Data rows
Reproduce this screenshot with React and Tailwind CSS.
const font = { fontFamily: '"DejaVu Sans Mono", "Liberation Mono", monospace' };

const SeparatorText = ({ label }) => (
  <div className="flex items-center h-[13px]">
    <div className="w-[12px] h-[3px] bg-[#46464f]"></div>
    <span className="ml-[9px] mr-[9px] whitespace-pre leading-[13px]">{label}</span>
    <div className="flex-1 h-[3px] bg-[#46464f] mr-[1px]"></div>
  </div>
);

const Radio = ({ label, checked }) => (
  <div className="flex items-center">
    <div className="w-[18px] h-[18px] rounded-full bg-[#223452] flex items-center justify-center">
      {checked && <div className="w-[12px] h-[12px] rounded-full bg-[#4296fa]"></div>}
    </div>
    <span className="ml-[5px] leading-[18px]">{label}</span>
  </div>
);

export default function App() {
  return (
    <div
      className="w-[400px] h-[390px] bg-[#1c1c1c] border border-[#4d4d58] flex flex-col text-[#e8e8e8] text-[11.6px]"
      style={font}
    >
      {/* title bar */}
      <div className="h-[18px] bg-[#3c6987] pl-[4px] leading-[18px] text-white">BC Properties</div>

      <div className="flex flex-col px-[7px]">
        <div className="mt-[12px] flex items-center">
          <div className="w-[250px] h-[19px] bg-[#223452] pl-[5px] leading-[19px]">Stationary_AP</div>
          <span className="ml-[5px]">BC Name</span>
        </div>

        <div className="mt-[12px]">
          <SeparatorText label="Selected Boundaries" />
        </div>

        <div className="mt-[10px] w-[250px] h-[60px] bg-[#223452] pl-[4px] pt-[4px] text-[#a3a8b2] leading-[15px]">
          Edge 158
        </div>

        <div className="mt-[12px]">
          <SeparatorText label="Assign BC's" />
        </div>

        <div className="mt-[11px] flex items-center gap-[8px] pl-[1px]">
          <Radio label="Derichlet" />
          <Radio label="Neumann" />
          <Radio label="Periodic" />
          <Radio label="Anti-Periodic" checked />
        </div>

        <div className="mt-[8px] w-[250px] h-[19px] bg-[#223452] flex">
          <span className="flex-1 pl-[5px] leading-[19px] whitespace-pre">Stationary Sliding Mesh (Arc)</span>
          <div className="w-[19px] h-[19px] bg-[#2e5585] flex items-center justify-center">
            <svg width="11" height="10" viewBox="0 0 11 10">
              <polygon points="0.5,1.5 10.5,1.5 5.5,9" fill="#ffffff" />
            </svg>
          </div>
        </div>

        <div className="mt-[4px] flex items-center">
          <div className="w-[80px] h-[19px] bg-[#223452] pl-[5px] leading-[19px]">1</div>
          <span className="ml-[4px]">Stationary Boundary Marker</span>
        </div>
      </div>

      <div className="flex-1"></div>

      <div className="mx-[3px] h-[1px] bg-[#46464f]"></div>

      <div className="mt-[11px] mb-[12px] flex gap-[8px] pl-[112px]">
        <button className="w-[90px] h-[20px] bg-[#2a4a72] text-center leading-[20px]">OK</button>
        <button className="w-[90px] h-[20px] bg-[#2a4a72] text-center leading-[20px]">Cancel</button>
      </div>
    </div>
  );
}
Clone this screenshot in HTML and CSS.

Your goal
Gather every line from the listing above in which the word "screenshot" appears.

Exercise response
Reproduce this screenshot with React and Tailwind CSS.
Clone this screenshot in HTML and CSS.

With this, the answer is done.